# Problem statement
List each line holding the string "styles".

===== Records provided =====

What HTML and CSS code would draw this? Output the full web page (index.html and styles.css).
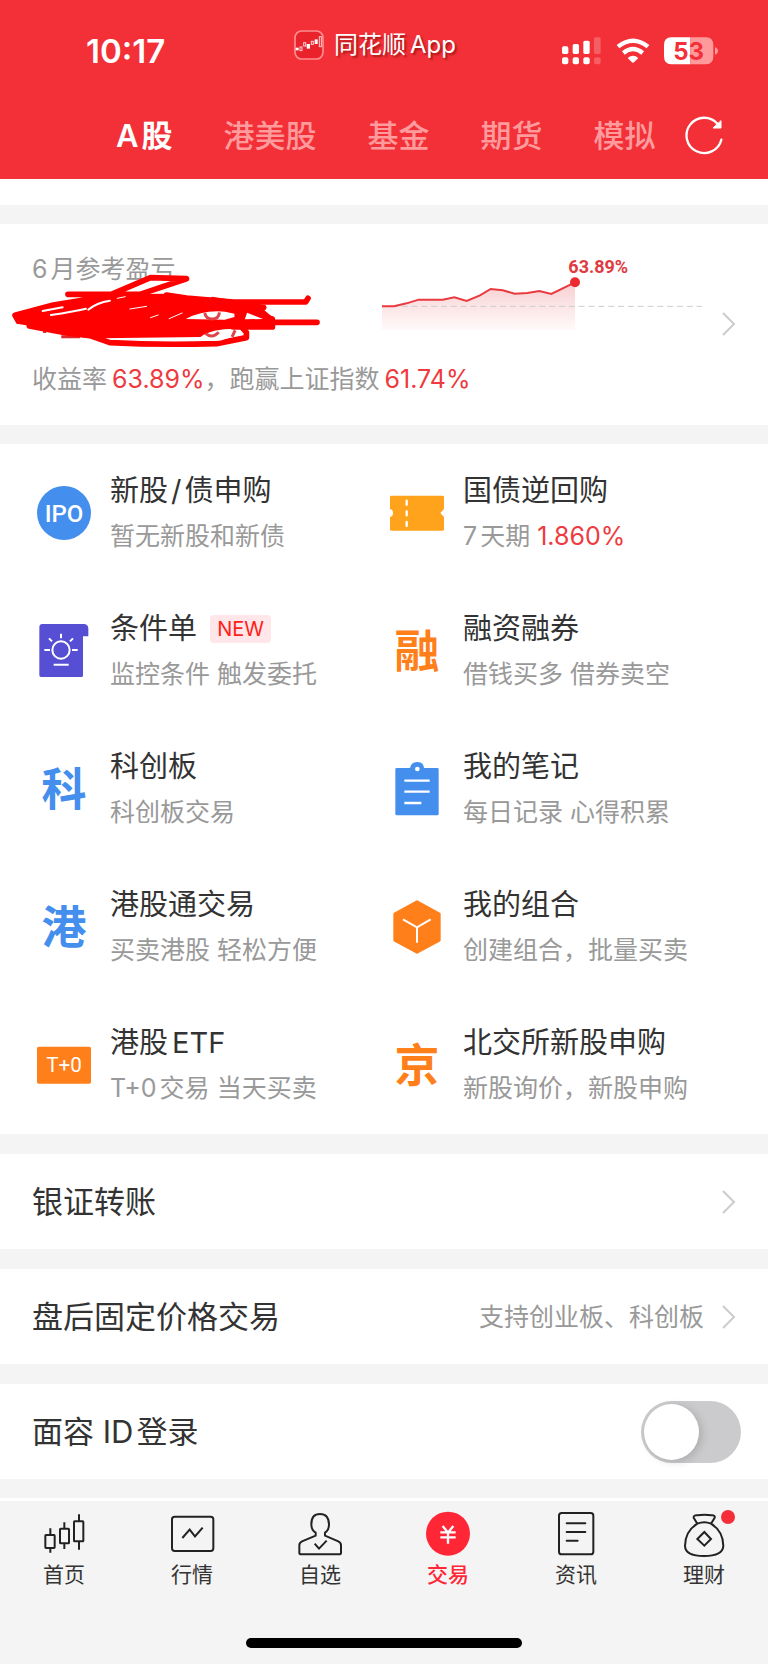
FILE: index.html
```html
<!DOCTYPE html>
<html lang="zh-CN">
<head>
<meta charset="utf-8">
<meta name="viewport" content="width=device-width, initial-scale=1">
<title>同花顺 交易</title>
<link rel="stylesheet" href="styles.css">
</head>
<body>
<header class="header">
  <div class="status">
    <span class="status-time">10:17</span>
    <span class="status-app">
      <svg width="30" height="30" viewBox="0 0 90 90" aria-hidden="true">
        <rect x="3" y="3" width="84" height="84" rx="20" fill="#e9222b" stroke="#ff8d90" stroke-width="5"/>
        <g fill="#fff"><rect x="5" y="53" width="9" height="8"/><rect x="38" y="42" width="10" height="14"/><rect x="62" y="28" width="9" height="14"/></g>
        <g fill="none" stroke="#ffd0d1" stroke-width="3"><rect x="18" y="51" width="6" height="11"/><rect x="29" y="38" width="6" height="10"/><rect x="52" y="34" width="6" height="9"/><rect x="76" y="20" width="6" height="30"/></g>
      </svg>
      <span>同花顺<span class="latin">App</span></span>
    </span>
    <span class="status-icons">
      <svg width="40" height="28" viewBox="534 110 120 84" aria-label="信号">
        <g fill="#fff"><rect x="534" y="138" width="19" height="23" rx="5"/><rect x="566" y="131" width="19" height="30" rx="5"/><rect x="598" y="121" width="19" height="40" rx="5"/><rect x="534" y="171" width="19" height="21" rx="6"/><rect x="566" y="171" width="19" height="21" rx="6"/><rect x="598" y="171" width="19" height="21" rx="6"/></g>
        <g fill="#fff" opacity=".22"><rect x="630" y="111" width="20" height="50" rx="5"/><rect x="630" y="171" width="20" height="21" rx="6"/></g>
      </svg>
      <svg width="34" height="28" viewBox="692 110 102 84" aria-label="无线网络">
        <g fill="none" stroke="#fff" stroke-width="13"><path d="M698 139Q743 103 788 139"/><path d="M714 158Q743 134 772 158"/></g>
        <path fill="#fff" d="M727 173Q743 159 759 173L747 185Q743 189 739 185Z"/>
      </svg>
      <svg width="54" height="28" viewBox="836 110 162 84" aria-label="电量 53">
        <path fill="#fff" d="M858 111H915V192H858Q836 192 836 168V135Q836 111 858 111Z"/>
        <path fill="#ff9a9c" d="M915 111H962Q984 111 984 135V168Q984 192 962 192H915ZM989 141Q998 144 998 152T989 163Z"/>
        <text x="910" y="178" text-anchor="middle" class="battery-text">53</text>
      </svg>
    </span>
  </div>
  <div class="tab-bar">
    <nav class="tabs" aria-label="市场">
      <button class="tab tab-active" type="button">A<span class="after-latin">股</span></button>
      <button class="tab" type="button">港美股</button>
      <button class="tab" type="button">基金</button>
      <button class="tab" type="button">期货</button>
      <button class="tab" type="button">模拟</button>
    </nav>
    <button class="refresh" type="button" aria-label="刷新">
      <svg width="38" height="40" viewBox="900 346 114 120"><path d="M1009 417A53 53 0 1 1 998 370" fill="none" stroke="#fff" stroke-width="7" stroke-linecap="round"/><path d="M1008 360V382H984Z" fill="#fff" stroke="#fff" stroke-width="3"/></svg>
    </button>
  </div>
</header>

<main>
  <div class="strip"></div>
  <a class="profit" href="#profit">
    <span class="profit-body">
      <span class="profit-top">
        <span class="profit-label">6<span class="after-latin">月参考盈亏</span></span>
        <svg class="chart" width="320" height="75" viewBox="36 78 960 225" role="img" aria-label="收益走势">
          <defs><linearGradient id="fade" x1="0" y1="0" x2="0" y2="1"><stop offset="0" stop-color="#f8cfd1"/><stop offset="1" stop-color="#fffafa"/></linearGradient></defs>
          <path d="M36 229H72L110 220 146 209H218L253 202 290 213 330 196 362 177 398 181 434 191 472 189 508 183 544 192 615 157V300H36Z" fill="url(#fade)"/>
          <path d="M36 229H996" stroke="#ccc" stroke-width="3" stroke-dasharray="18 11.5"/>
          <path d="M36 229H72L110 220 146 209H218L253 202 290 213 330 196 362 177 398 181 434 191 472 189 508 183 544 192 615 157" fill="none" stroke="#e93a40" stroke-width="6"/>
          <circle cx="615" cy="157" r="15" fill="#eb2b32"/>
          <text x="595" y="128" class="chart-text">63.89%</text>
        </svg>
      </span>
      <span class="profit-rate">收益率<span class="num">63.89%</span>，跑赢上证指数<span class="num">61.74%</span></span>
    </span>
    <svg class="chevron" width="14" height="24" viewBox="0 0 14 24"><path d="M1 1L12 12 1 23"/></svg>
    <svg class="scribble" width="313" height="75" viewBox="30 130 940 225" aria-hidden="true">
      <path d="M184 321H240M134 298V310" fill="none" stroke="#e0262b" stroke-width="9"/>
      <path fill="#f00" d="M40 255Q160 226 340 194L500 192 640 208 700 222 780 230 825 268V298H740Q640 292 602 322L300 326Q200 318 150 298L50 282Z"/>
      <g fill="none" stroke="#f00" stroke-width="17" stroke-linecap="round" stroke-linejoin="round">
        <path d="M204 194H420L560 147 452 144 320 200 160 226 45 257 55 274H150L88 289 200 310 270 318 330 339Q480 347 650 342L740 324V308L724 290"/>
        <path d="M500 196L560 205 700 217H918L925 206"/><path d="M780 278H952M640 210L792 234M700 240L818 268V292H700"/>
      </g>
      <g fill="none" stroke="#fff" stroke-linecap="round"><path d="M128 244L188 233M153 256Q220 246 258 237" stroke-width="6"/><path d="M265 240Q290 219 330 213" stroke-width="6"/><path d="M352 206L376 201M390 238L440 230M508 267L547 250M452 264L475 256" stroke-width="3"/></g>
      <path fill="#fff" d="M558 268Q610 240 676 246L704 252V262L675 270ZM742 249L790 268 735 269ZM610 322Q650 305 700 300L694 323 660 333H500L600 328Z"/>
      <g fill="none" stroke="#e0444a" stroke-width="9"><path d="M615 250Q618 268 637 268 657 268 659 248M618 312Q637 328 657 308M706 302L697 322"/></g>
      <path d="M350 329H600" stroke="#fff" stroke-width="4"/>
    </svg>
  </a>

  <section class="services" aria-label="交易服务">
    <a class="service" href="#ipo"><svg class="icon" viewBox="0 0 162 162"><circle cx="81" cy="81" r="81" fill="#448eee"/><text x="81" y="107" text-anchor="middle" class="ipo-text">IPO</text></svg>
      <span class="copy"><span class="title">新股<span class="slash">/</span>债申购</span><span class="sub">暂无新股和新债</span></span></a>
    <a class="service" href="#repo"><svg class="icon" viewBox="0 0 162 162"><path d="M4 29H158Q162 29 162 33V69L151 81 162 93V130Q162 134 158 134H4Q0 134 0 130V93Q9 91 9 81T0 69V33Q0 29 4 29Z" fill="#ffa31c"/><path d="M50 44V56M50 76V88M50 108V120" stroke="#fff" stroke-width="7" stroke-linecap="round"/></svg>
      <span class="copy"><span class="title">国债逆回购</span><span class="sub">7<span class="after-latin">天期</span> <span class="rate">1.860%</span></span></span></a>
    <a class="service" href="#condition"><svg class="icon" viewBox="0 0 162 162"><path d="M15 0H142Q154 2 154 14V37H138V155Q138 159 133 159H12Q7 159 7 154V8Q7 1 15 0Z" fill="#574fd3"/><g fill="none" stroke="#fff" stroke-width="6"><circle cx="72" cy="78" r="26"/><path d="M72 29V43M36 43L45 52M108 43L99 52M22 78H39M105 78H122M50 122H95"/></g></svg>
      <span class="copy"><span class="title">条件单 <span class="new">NEW</span></span><span class="sub">监控条件 触发委托</span></span></a>
    <a class="service" href="#margin"><span class="icon glyph orange">融</span>
      <span class="copy"><span class="title">融资融券</span><span class="sub">借钱买多 借券卖空</span></span></a>
    <a class="service" href="#star"><span class="icon glyph blue">科</span>
      <span class="copy"><span class="title">科创板</span><span class="sub">科创板交易</span></span></a>
    <a class="service" href="#notes"><svg class="icon" viewBox="0 0 162 162"><path fill-rule="evenodd" d="M20 18H60Q63 0 82 0T102 18H142Q146 18 146 22V156Q146 160 142 160H20Q16 160 16 156V22Q16 18 20 18ZM82 14A7 7 0 1 0 82 28A7 7 0 1 0 82 14Z" fill="#448eee"/><path d="M43 56H119M43 89H119M43 123H94" stroke="#fff" stroke-width="7"/></svg>
      <span class="copy"><span class="title">我的笔记</span><span class="sub">每日记录 心得积累</span></span></a>
    <a class="service" href="#connect"><span class="icon glyph blue">港</span>
      <span class="copy"><span class="title">港股通交易</span><span class="sub">买卖港股 轻松方便</span></span></a>
    <a class="service" href="#portfolio"><svg class="icon" viewBox="0 0 162 162"><path d="M81 5L148 42V121L81 157 14 121V42Z" fill="#ff7f1a" stroke="#ff7f1a" stroke-width="8" stroke-linejoin="round"/><path d="M39 58L81 82 122 58M81 82V128" fill="none" stroke="#fff" stroke-width="6"/></svg>
      <span class="copy"><span class="title">我的组合</span><span class="sub">创建组合，批量买卖</span></span></a>
    <a class="service" href="#etf"><svg class="icon" viewBox="0 0 162 162"><rect y="26" width="162" height="111" rx="5" fill="#ff7f1a"/><text x="81" y="103" text-anchor="middle" class="t0-text">T+0</text></svg>
      <span class="copy"><span class="title">港股<span class="latin">ETF</span></span><span class="sub">T+0<span class="after-latin">交易</span> 当天买卖</span></span></a>
    <a class="service" href="#bse"><span class="icon glyph orange">京</span>
      <span class="copy"><span class="title">北交所新股申购</span><span class="sub">新股询价，新股申购</span></span></a>
  </section>

  <a class="row" href="#transfer"><span class="row-name">银证转账</span><svg class="chevron" width="14" height="24" viewBox="0 0 14 24"><path d="M1 1L12 12 1 23"/></svg></a>
  <a class="row" href="#after-hours"><span class="row-name">盘后固定价格交易</span><span class="row-note">支持创业板、科创板</span><svg class="chevron" width="14" height="24" viewBox="0 0 14 24"><path d="M1 1L12 12 1 23"/></svg></a>
  <div class="row row-switch"><label class="row-name" for="face-id">面容 ID<span class="after-latin">登录</span></label><input class="switch" id="face-id" type="checkbox" role="switch"></div>
</main>

<footer class="footer">
  <nav class="bottom" aria-label="主导航">
    <a class="bottom-item" href="#home"><svg width="46" height="48" viewBox="123 87 138 144"><g fill="none" stroke="#222" stroke-width="6"><rect x="136" y="165" width="28" height="39" rx="2"/><rect x="180" y="146" width="27" height="44" rx="2"/><rect x="222" y="124" width="28" height="60" rx="2"/><path d="M151 145V165M151 204V218M193 127V146M193 190V207M237 103V124M237 184V209"/></g></svg><span>首页</span></a>
    <a class="bottom-item" href="#quotes"><svg width="46" height="48" viewBox="507 87 138 144"><g fill="none" stroke="#222" stroke-width="6" stroke-linejoin="round"><rect x="516" y="110" width="124" height="103" rx="8"/><path d="M547 174L569 149 585 169 608 143" stroke-linejoin="miter"/></g></svg><span>行情</span></a>
    <a class="bottom-item" href="#watch"><svg width="46" height="48" viewBox="893 87 138 144"><g fill="none" stroke="#222" stroke-width="6" stroke-linejoin="round"><path d="M949 158Q936 151 936 133Q936 102 962 102T989 133Q989 151 977 158V167L1017 184Q1025 188 1025 196V218Q1025 223 1019 223H906Q900 223 900 218V196Q900 188 908 184L949 167Z"/><path d="M946 191L959 206 982 182"/></g></svg><span>自选</span></a>
    <a class="bottom-item bottom-active" href="#trade"><svg width="46" height="48" viewBox="125 87 138 144"><circle cx="194" cy="161" r="66" fill="#ff2636"/><path d="M178 138L194 158 210 138M171 157H217M171 172H217M194 158V191" fill="none" stroke="#fff" stroke-width="7"/></svg><span>交易</span></a>
    <a class="bottom-item" href="#news"><svg width="46" height="48" viewBox="509 87 138 144"><g fill="none" stroke="#222" stroke-width="6" stroke-linecap="round"><rect x="527" y="99" width="103" height="124" rx="8"/><path d="M550 130H606M550 156H606M550 182H583"/></g></svg><span>资讯</span></a>
    <a class="bottom-item" href="#wealth"><span class="badge-wrap"><svg width="46" height="48" viewBox="893 87 138 144"><g fill="none" stroke="#222" stroke-width="6" stroke-linejoin="round"><path d="M942 131L931 113Q930 105 942 106Q964 102 984 106Q996 105 994 113L983 131Q963 122 942 131Q905 154 905 198Q906 228 962 228T1020 198Q1020 154 983 131"/><path d="M963 156L983 177 963 197 942 177Z" stroke-linejoin="miter"/></g></svg><i class="badge"></i></span><span>理财</span></a>
  </nav>
  <div class="home-bar"></div>
</footer>
</body>
</html>
```

FILE: styles.css
```css
* { box-sizing: border-box; }
body {
  margin: 0;
  background: #f4f4f4;
  color: #333;
  font-family: Inter, "Noto Sans CJK SC", sans-serif;
}
a { color: inherit; text-decoration: none; }
button { padding: 0; border: 0; background: none; font: inherit; color: inherit; }
svg { display: block; flex: none; }
.latin { margin-left: 4px; }
.after-latin { margin-left: 3px; }

.header { background: #f33037; color: #fff; }
.status { display: flex; align-items: center; height: 102px; padding: 0 50px 0 86px; }
.status-time { flex: 0 0 208px; font-size: 33px; font-weight: 600; }
.status-app {
  display: flex;
  align-items: center;
  gap: 10px;
  padding-bottom: 13px;
  font-size: 24px;
  line-height: 32px;
  text-shadow: 2px 2px 2px rgba(90, 0, 0, .5);
}
.status-icons { display: flex; gap: 14px; margin-left: auto; }
.battery-text { font: 700 72px Inter, sans-serif; fill: #f33037; }
.tab-bar {
  display: flex;
  align-items: center;
  justify-content: space-between;
  height: 77px;
  padding: 0 45px 10px 116px;
}
.tabs { display: flex; gap: 51px; }
.tab { font-size: 31px; line-height: 44px; font-weight: 500; color: #ff9a9d; white-space: nowrap; }
.tab-active { color: #fff; font-weight: 600; }

.strip { height: 26px; background: #fff; }
.profit {
  position: relative;
  display: flex;
  align-items: center;
  gap: 20px;
  margin-top: 19px;
  padding: 28px 32px 29px;
  background: #fff;
  color: #999;
  font-size: 25px;
  line-height: 34px;
}
.profit-body { flex: 1; }
.profit-top { display: flex; justify-content: space-between; height: 110px; }
.profit-rate { display: block; }
.chart { margin-top: 4px; }
.chart-text { font: 700 54px Roboto, sans-serif; fill: #e2393f; }
.num { margin-left: 5px; color: #ee3a40; }
.chevron path { fill: none; stroke: #ccc; stroke-width: 2; }
.scribble { position: absolute; left: 10px; top: 49px; }

.services {
  display: grid;
  grid-template-columns: 1fr 1fr;
  grid-auto-rows: 138px;
  margin-top: 19px;
  padding: 0 25px 0 37px;
  background: #fff;
}
.service { display: flex; align-items: center; gap: 19px; }
.icon { flex: none; width: 54px; height: 54px; }
.glyph { font-size: 45px; font-weight: 700; line-height: 56px; text-align: center; }
.blue { color: #448eee; }
.orange { color: #ff7f1a; }
.ipo-text { font: 500 72px Roboto, sans-serif; fill: #fff; }
.t0-text { font: 400 62px Roboto, sans-serif; fill: #fff; }
.copy { display: flex; flex-direction: column; gap: 7px; padding-top: 1px; }
.title { font-size: 29px; line-height: 38px; }
.slash { margin: 0 3px; }
.sub { font-size: 25px; line-height: 38px; color: #999; }
.rate { color: #ee3a40; }
.new {
  display: inline-block;
  margin-left: 5px;
  padding: 0 7px;
  border-radius: 4px;
  background: #ffe6e8;
  color: #ff2018;
  font-size: 20px;
  line-height: 28px;
  vertical-align: 3px;
}

.row {
  display: flex;
  align-items: center;
  gap: 18px;
  height: 95px;
  margin-top: 20px;
  padding: 0 32px;
  background: #fff;
  font-size: 31px;
}
.row-name { margin-right: auto; padding-bottom: 4px; }
.row-note { padding-bottom: 3px; font-size: 25px; color: #999; }
.row-switch { padding-right: 27px; }
.switch {
  appearance: none;
  width: 100px;
  height: 62px;
  margin: 0;
  padding: 3px;
  border-radius: 31px;
  background: #cbcbcd;
}
.switch::before {
  content: "";
  display: block;
  width: 55px;
  height: 56px;
  border-radius: 50%;
  background: #fff;
  box-shadow: 3px 2px 8px rgba(0, 0, 0, .15);
}
.switch:checked { background: #f33037; }
.switch:checked::before { margin-left: auto; }

.footer { margin-top: 19px; padding-bottom: 15px; border-top: 3px solid #fff; }
.bottom { display: grid; grid-template-columns: repeat(6, 1fr); padding-top: 8px; color: #333; }
.bottom-item { display: flex; flex-direction: column; align-items: center; gap: 4px; font-size: 21px; line-height: 28px; }
.bottom-active { color: #ff2636; font-weight: 500; }
.badge-wrap { position: relative; }
.badge { position: absolute; top: 1px; right: -8px; width: 14px; height: 14px; border-radius: 50%; background: #f52d38; }
.home-bar { width: 36%; height: 10px; margin: 49px auto 0; border-radius: 5px; background: #000; }
```
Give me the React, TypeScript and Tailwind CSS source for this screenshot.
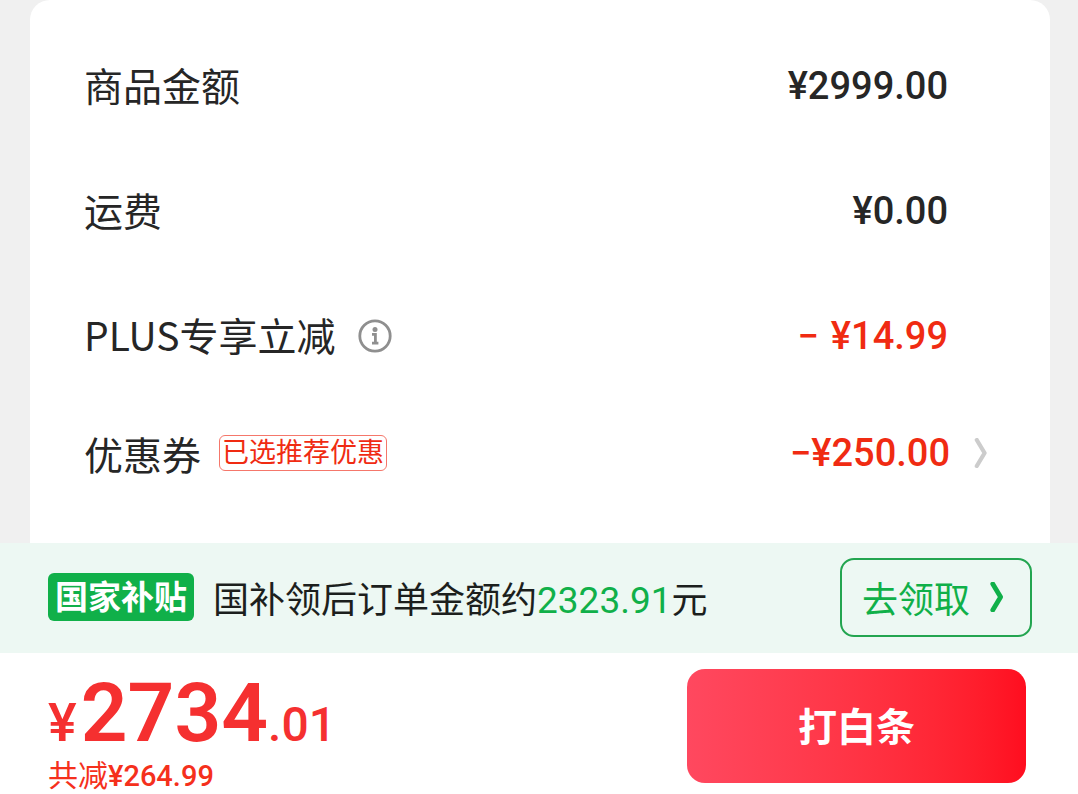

=====

# Right answer
What HTML and CSS code would draw this? Output the full web page (index.html and styles.css).
<link rel="stylesheet" href="styles.css">
FILE: styles.css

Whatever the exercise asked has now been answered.